--- Start ---

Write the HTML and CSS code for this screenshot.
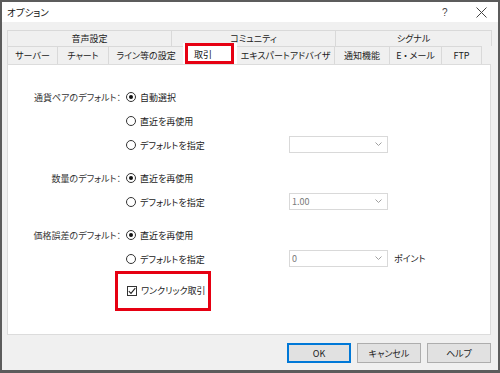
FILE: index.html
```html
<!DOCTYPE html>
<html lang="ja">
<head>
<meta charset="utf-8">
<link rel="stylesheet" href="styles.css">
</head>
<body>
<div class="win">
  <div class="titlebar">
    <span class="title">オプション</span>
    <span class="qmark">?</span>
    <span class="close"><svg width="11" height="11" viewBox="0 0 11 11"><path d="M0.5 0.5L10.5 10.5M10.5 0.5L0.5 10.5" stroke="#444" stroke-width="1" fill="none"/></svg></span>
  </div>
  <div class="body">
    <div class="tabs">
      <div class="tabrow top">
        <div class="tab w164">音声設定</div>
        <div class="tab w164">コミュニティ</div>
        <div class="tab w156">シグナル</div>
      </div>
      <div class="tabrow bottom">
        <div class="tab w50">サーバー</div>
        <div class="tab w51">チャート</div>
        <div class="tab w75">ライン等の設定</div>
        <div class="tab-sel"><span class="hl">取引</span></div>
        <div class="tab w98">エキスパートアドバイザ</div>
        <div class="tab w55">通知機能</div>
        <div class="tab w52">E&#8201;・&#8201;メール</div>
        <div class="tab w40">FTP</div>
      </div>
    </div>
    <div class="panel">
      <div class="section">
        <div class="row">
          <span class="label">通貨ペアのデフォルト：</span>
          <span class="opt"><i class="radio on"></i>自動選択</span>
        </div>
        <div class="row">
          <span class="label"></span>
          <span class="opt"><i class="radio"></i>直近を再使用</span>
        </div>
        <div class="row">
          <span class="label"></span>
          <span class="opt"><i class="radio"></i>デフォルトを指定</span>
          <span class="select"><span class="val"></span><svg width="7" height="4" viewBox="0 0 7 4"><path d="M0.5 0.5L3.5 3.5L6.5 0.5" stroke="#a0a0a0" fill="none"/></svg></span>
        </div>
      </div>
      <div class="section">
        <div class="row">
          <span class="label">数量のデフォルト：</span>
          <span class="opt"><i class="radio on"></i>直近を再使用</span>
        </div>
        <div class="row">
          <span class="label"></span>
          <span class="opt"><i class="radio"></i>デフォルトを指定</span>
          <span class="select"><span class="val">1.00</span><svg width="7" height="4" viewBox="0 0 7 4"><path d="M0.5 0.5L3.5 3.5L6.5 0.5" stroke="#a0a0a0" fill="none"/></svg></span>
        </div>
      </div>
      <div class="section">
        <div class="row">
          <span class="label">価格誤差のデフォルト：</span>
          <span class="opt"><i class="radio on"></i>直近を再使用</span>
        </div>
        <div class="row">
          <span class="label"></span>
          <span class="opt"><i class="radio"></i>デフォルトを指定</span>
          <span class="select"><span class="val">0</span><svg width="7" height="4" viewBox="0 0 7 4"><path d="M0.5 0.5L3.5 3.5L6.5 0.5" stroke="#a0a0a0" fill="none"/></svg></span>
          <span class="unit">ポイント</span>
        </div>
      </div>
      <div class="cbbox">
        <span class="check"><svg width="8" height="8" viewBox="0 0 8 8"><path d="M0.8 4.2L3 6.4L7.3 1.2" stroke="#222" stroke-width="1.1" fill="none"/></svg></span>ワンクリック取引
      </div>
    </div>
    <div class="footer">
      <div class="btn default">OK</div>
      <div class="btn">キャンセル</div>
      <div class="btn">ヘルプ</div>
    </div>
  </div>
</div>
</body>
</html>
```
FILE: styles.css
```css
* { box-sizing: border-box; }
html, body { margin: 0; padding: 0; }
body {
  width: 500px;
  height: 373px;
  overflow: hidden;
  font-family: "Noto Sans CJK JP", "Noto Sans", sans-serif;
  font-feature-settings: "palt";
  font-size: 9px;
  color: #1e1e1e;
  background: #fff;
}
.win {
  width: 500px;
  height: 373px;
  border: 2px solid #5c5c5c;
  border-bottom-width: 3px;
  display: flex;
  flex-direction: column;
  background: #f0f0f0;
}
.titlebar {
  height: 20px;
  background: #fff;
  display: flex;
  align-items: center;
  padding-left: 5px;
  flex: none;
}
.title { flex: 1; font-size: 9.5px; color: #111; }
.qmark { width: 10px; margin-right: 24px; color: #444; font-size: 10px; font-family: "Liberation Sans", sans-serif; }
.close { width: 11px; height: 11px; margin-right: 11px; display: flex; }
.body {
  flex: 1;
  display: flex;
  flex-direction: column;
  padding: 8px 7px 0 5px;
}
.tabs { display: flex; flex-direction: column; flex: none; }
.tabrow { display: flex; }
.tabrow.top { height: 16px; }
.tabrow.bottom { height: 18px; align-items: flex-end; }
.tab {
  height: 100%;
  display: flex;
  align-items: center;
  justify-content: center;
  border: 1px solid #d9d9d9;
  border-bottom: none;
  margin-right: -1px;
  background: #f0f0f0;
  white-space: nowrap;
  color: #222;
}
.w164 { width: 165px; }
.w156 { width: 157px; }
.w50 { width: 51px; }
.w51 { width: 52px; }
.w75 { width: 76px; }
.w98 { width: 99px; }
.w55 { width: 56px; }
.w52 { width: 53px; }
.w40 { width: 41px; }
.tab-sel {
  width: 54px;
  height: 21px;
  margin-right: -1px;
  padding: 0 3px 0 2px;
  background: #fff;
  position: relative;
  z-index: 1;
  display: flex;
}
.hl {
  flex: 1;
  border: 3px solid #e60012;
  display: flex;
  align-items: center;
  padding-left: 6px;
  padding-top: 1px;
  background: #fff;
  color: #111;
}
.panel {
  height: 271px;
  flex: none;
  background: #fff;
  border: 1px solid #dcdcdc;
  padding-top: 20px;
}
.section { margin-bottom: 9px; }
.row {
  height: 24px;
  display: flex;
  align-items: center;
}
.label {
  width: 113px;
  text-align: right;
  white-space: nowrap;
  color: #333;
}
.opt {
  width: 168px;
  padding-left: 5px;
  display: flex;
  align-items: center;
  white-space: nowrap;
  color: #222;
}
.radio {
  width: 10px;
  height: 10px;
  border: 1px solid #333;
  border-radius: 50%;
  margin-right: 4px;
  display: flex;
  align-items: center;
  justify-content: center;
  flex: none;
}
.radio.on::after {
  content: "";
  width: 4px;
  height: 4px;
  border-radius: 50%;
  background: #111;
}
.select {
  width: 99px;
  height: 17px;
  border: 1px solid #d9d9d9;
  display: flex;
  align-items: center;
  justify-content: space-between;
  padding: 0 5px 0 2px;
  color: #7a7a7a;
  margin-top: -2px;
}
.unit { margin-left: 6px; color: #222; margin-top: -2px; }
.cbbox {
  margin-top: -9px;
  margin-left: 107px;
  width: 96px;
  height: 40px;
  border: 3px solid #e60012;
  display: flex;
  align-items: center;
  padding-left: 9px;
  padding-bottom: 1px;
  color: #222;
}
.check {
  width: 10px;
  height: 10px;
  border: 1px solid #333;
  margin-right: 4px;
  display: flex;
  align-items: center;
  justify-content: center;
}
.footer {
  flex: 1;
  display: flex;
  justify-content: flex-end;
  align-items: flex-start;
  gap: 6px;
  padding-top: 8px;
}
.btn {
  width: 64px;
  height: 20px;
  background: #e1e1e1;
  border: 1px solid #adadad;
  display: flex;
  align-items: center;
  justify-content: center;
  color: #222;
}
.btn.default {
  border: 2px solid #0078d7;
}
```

--- End ---

PROBLEM TO SOLVE —
Return all of the data exactly as written, and drop the pictures.

FINAL RESULT —
Write the HTML and CSS code for this screenshot.
FILE: index.html
```html
<!DOCTYPE html>
<html lang="ja">
<head>
<meta charset="utf-8">
<link rel="stylesheet" href="styles.css">
</head>
<body>
<div class="win">
  <div class="titlebar">
    <span class="title">オプション</span>
    <span class="qmark">?</span>
    <span class="close"><svg width="11" height="11" viewBox="0 0 11 11"><path d="M0.5 0.5L10.5 10.5M10.5 0.5L0.5 10.5" stroke="#444" stroke-width="1" fill="none"/></svg></span>
  </div>
  <div class="body">
    <div class="tabs">
      <div class="tabrow top">
        <div class="tab w164">音声設定</div>
        <div class="tab w164">コミュニティ</div>
        <div class="tab w156">シグナル</div>
      </div>
      <div class="tabrow bottom">
        <div class="tab w50">サーバー</div>
        <div class="tab w51">チャート</div>
        <div class="tab w75">ライン等の設定</div>
        <div class="tab-sel"><span class="hl">取引</span></div>
        <div class="tab w98">エキスパートアドバイザ</div>
        <div class="tab w55">通知機能</div>
        <div class="tab w52">E&#8201;・&#8201;メール</div>
        <div class="tab w40">FTP</div>
      </div>
    </div>
    <div class="panel">
      <div class="section">
        <div class="row">
          <span class="label">通貨ペアのデフォルト：</span>
          <span class="opt"><i class="radio on"></i>自動選択</span>
        </div>
        <div class="row">
          <span class="label"></span>
          <span class="opt"><i class="radio"></i>直近を再使用</span>
        </div>
        <div class="row">
          <span class="label"></span>
          <span class="opt"><i class="radio"></i>デフォルトを指定</span>
          <span class="select"><span class="val"></span><svg width="7" height="4" viewBox="0 0 7 4"><path d="M0.5 0.5L3.5 3.5L6.5 0.5" stroke="#a0a0a0" fill="none"/></svg></span>
        </div>
      </div>
      <div class="section">
        <div class="row">
          <span class="label">数量のデフォルト：</span>
          <span class="opt"><i class="radio on"></i>直近を再使用</span>
        </div>
        <div class="row">
          <span class="label"></span>
          <span class="opt"><i class="radio"></i>デフォルトを指定</span>
          <span class="select"><span class="val">1.00</span><svg width="7" height="4" viewBox="0 0 7 4"><path d="M0.5 0.5L3.5 3.5L6.5 0.5" stroke="#a0a0a0" fill="none"/></svg></span>
        </div>
      </div>
      <div class="section">
        <div class="row">
          <span class="label">価格誤差のデフォルト：</span>
          <span class="opt"><i class="radio on"></i>直近を再使用</span>
        </div>
        <div class="row">
          <span class="label"></span>
          <span class="opt"><i class="radio"></i>デフォルトを指定</span>
          <span class="select"><span class="val">0</span><svg width="7" height="4" viewBox="0 0 7 4"><path d="M0.5 0.5L3.5 3.5L6.5 0.5" stroke="#a0a0a0" fill="none"/></svg></span>
          <span class="unit">ポイント</span>
        </div>
      </div>
      <div class="cbbox">
        <span class="check"><svg width="8" height="8" viewBox="0 0 8 8"><path d="M0.8 4.2L3 6.4L7.3 1.2" stroke="#222" stroke-width="1.1" fill="none"/></svg></span>ワンクリック取引
      </div>
    </div>
    <div class="footer">
      <div class="btn default">OK</div>
      <div class="btn">キャンセル</div>
      <div class="btn">ヘルプ</div>
    </div>
  </div>
</div>
</body>
</html>
```
FILE: styles.css
```css
* { box-sizing: border-box; }
html, body { margin: 0; padding: 0; }
body {
  width: 500px;
  height: 373px;
  overflow: hidden;
  font-family: "Noto Sans CJK JP", "Noto Sans", sans-serif;
  font-feature-settings: "palt";
  font-size: 9px;
  color: #1e1e1e;
  background: #fff;
}
.win {
  width: 500px;
  height: 373px;
  border: 2px solid #5c5c5c;
  border-bottom-width: 3px;
  display: flex;
  flex-direction: column;
  background: #f0f0f0;
}
.titlebar {
  height: 20px;
  background: #fff;
  display: flex;
  align-items: center;
  padding-left: 5px;
  flex: none;
}
.title { flex: 1; font-size: 9.5px; color: #111; }
.qmark { width: 10px; margin-right: 24px; color: #444; font-size: 10px; font-family: "Liberation Sans", sans-serif; }
.close { width: 11px; height: 11px; margin-right: 11px; display: flex; }
.body {
  flex: 1;
  display: flex;
  flex-direction: column;
  padding: 8px 7px 0 5px;
}
.tabs { display: flex; flex-direction: column; flex: none; }
.tabrow { display: flex; }
.tabrow.top { height: 16px; }
.tabrow.bottom { height: 18px; align-items: flex-end; }
.tab {
  height: 100%;
  display: flex;
  align-items: center;
  justify-content: center;
  border: 1px solid #d9d9d9;
  border-bottom: none;
  margin-right: -1px;
  background: #f0f0f0;
  white-space: nowrap;
  color: #222;
}
.w164 { width: 165px; }
.w156 { width: 157px; }
.w50 { width: 51px; }
.w51 { width: 52px; }
.w75 { width: 76px; }
.w98 { width: 99px; }
.w55 { width: 56px; }
.w52 { width: 53px; }
.w40 { width: 41px; }
.tab-sel {
  width: 54px;
  height: 21px;
  margin-right: -1px;
  padding: 0 3px 0 2px;
  background: #fff;
  position: relative;
  z-index: 1;
  display: flex;
}
.hl {
  flex: 1;
  border: 3px solid #e60012;
  display: flex;
  align-items: center;
  padding-left: 6px;
  padding-top: 1px;
  background: #fff;
  color: #111;
}
.panel {
  height: 271px;
  flex: none;
  background: #fff;
  border: 1px solid #dcdcdc;
  padding-top: 20px;
}
.section { margin-bottom: 9px; }
.row {
  height: 24px;
  display: flex;
  align-items: center;
}
.label {
  width: 113px;
  text-align: right;
  white-space: nowrap;
  color: #333;
}
.opt {
  width: 168px;
  padding-left: 5px;
  display: flex;
  align-items: center;
  white-space: nowrap;
  color: #222;
}
.radio {
  width: 10px;
  height: 10px;
  border: 1px solid #333;
  border-radius: 50%;
  margin-right: 4px;
  display: flex;
  align-items: center;
  justify-content: center;
  flex: none;
}
.radio.on::after {
  content: "";
  width: 4px;
  height: 4px;
  border-radius: 50%;
  background: #111;
}
.select {
  width: 99px;
  height: 17px;
  border: 1px solid #d9d9d9;
  display: flex;
  align-items: center;
  justify-content: space-between;
  padding: 0 5px 0 2px;
  color: #7a7a7a;
  margin-top: -2px;
}
.unit { margin-left: 6px; color: #222; margin-top: -2px; }
.cbbox {
  margin-top: -9px;
  margin-left: 107px;
  width: 96px;
  height: 40px;
  border: 3px solid #e60012;
  display: flex;
  align-items: center;
  padding-left: 9px;
  padding-bottom: 1px;
  color: #222;
}
.check {
  width: 10px;
  height: 10px;
  border: 1px solid #333;
  margin-right: 4px;
  display: flex;
  align-items: center;
  justify-content: center;
}
.footer {
  flex: 1;
  display: flex;
  justify-content: flex-end;
  align-items: flex-start;
  gap: 6px;
  padding-top: 8px;
}
.btn {
  width: 64px;
  height: 20px;
  background: #e1e1e1;
  border: 1px solid #adadad;
  display: flex;
  align-items: center;
  justify-content: center;
  color: #222;
}
.btn.default {
  border: 2px solid #0078d7;
}
```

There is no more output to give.